Studies indicate trying to fix or work with tricky technology isn’t particularly good for your health

Research into the tech habits of 1,000 UK office workers found 86% experienced “serious meeting stress” as a result of troublesome technology.

The findings, from technology market research company Vanson Bourne, and commissioned by virtualisation supplier Barco, found heart rates were often being pushed to dangerous levels, with deadlines missed and time wasted.

Rates reached 179bpm, about the maximum for a 40-year-old man engaged in strenuous exercise. This compared with the normal resting rates of between 60-100bpm.

A second study, looking at people’s reaction to technology going wrong in meetings, was carried out by Mind Labs. Twenty-seven workers took part, all of whom hold meetings and give presentations at least once a month.

They were connected to equipment measuring their electrodermal (variation in the electrical characteristics of the skin) activity and heart rate.

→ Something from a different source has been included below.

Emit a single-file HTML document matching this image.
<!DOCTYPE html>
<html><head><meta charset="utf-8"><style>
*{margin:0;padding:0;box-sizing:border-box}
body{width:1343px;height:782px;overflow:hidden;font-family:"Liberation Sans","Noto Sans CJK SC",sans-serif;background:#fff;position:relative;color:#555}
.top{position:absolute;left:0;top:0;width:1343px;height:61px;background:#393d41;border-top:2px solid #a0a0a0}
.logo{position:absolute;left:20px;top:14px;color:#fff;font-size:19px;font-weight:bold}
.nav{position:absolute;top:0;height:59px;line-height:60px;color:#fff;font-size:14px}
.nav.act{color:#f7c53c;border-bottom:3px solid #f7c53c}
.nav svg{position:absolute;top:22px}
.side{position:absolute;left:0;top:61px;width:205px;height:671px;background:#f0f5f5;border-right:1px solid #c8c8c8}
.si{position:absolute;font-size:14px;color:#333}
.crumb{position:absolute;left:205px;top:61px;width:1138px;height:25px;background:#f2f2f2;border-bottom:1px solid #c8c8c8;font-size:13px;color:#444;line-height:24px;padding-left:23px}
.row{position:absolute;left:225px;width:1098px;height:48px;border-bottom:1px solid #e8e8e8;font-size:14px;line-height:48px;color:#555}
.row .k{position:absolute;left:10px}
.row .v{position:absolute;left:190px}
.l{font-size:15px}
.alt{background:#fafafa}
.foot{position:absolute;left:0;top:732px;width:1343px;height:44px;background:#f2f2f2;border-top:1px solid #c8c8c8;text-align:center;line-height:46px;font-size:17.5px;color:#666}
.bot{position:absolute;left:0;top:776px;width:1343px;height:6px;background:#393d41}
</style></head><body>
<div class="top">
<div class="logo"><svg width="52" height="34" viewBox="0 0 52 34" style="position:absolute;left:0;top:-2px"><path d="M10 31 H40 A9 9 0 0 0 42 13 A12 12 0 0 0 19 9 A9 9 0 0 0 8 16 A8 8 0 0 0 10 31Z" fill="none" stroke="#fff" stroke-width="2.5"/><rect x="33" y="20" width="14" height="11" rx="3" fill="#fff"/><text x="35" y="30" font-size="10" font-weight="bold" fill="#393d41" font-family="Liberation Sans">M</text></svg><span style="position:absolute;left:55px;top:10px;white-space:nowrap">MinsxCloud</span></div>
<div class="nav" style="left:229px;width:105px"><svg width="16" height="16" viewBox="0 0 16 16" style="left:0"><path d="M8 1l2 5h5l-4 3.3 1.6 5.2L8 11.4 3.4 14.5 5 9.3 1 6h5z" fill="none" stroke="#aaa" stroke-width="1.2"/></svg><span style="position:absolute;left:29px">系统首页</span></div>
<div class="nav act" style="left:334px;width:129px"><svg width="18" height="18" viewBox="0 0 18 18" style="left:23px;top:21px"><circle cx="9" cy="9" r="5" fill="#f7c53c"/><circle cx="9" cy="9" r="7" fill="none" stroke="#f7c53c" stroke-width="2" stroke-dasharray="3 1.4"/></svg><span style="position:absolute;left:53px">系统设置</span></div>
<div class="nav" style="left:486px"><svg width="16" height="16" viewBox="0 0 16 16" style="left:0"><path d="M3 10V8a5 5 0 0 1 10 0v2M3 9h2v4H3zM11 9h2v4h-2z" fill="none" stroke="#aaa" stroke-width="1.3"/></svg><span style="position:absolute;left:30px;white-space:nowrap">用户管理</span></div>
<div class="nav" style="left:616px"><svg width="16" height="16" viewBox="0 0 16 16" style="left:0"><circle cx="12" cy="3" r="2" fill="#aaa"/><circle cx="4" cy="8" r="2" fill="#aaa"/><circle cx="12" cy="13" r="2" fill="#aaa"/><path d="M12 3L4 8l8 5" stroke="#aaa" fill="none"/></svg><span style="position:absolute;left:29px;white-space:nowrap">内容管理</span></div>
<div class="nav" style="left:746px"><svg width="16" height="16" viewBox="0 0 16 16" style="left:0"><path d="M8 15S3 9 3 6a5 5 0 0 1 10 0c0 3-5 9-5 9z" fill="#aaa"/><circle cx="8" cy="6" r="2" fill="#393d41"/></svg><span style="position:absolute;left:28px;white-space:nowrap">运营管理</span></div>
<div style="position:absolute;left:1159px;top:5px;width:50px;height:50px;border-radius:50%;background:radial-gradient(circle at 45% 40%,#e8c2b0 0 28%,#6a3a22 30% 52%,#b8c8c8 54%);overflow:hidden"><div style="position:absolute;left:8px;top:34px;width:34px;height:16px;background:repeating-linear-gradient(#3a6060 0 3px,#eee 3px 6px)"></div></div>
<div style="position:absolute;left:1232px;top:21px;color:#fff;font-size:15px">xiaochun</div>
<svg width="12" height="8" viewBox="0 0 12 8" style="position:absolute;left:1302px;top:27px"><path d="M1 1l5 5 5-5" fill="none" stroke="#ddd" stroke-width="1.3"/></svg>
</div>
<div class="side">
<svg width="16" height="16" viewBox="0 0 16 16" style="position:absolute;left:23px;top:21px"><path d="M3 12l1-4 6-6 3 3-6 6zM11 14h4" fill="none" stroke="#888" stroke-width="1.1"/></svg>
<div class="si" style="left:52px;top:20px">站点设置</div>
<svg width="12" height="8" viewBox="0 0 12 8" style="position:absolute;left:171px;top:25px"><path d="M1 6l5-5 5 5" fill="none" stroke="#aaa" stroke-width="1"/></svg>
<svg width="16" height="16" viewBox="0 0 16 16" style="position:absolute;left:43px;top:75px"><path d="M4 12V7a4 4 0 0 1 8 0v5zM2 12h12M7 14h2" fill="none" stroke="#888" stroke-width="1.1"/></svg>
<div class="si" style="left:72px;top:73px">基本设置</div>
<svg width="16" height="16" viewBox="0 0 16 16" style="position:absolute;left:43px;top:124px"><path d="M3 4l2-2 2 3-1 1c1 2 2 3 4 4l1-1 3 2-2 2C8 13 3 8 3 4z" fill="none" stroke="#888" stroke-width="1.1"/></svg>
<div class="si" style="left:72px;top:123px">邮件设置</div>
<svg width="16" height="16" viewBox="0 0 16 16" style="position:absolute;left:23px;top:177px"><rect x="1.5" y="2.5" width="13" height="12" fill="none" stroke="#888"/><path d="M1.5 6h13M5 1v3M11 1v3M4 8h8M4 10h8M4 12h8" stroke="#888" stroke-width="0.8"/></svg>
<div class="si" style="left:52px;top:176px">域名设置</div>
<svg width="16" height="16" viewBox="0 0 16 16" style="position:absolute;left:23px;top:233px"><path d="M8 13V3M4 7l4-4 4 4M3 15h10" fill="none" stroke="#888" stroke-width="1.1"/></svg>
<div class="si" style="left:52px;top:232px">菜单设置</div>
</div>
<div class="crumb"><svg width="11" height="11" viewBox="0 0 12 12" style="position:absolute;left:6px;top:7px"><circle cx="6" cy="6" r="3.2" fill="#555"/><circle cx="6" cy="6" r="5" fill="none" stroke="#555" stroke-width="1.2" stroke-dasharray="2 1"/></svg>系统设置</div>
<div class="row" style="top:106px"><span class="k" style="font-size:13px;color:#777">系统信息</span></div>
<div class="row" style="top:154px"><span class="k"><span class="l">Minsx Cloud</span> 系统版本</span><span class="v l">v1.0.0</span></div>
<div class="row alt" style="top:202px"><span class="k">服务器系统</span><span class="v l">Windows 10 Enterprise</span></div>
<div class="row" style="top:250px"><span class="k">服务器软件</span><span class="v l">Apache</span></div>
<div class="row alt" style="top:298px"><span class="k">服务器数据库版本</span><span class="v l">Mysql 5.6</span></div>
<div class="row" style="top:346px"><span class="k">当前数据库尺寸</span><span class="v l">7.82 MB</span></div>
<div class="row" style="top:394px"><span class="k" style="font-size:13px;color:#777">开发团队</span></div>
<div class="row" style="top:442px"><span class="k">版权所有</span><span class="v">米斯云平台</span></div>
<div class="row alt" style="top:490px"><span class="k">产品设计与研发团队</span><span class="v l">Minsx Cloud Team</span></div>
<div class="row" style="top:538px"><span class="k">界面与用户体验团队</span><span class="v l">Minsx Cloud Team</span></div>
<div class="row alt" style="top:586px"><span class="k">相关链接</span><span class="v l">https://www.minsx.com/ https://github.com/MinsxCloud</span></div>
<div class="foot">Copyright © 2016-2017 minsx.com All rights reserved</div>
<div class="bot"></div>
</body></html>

David Lewis, neuropsychologist and director of Mind Labs International, said there was evidence people attempting to get meeting room technology to work experienced stress, which has a negative impact in the workplace. “People miss deadlines, and some even report that they have missed out on promotions as a result,” he said.  

The study found that 60% of the office workers will, at least initially, try to fix problems themselves, 49% will at some point call IT support, while 30% will give up and just try something else.

A total of 90% of the interviewed group actually prepared for technology failures by using print outs as alternatives to collaboration technology.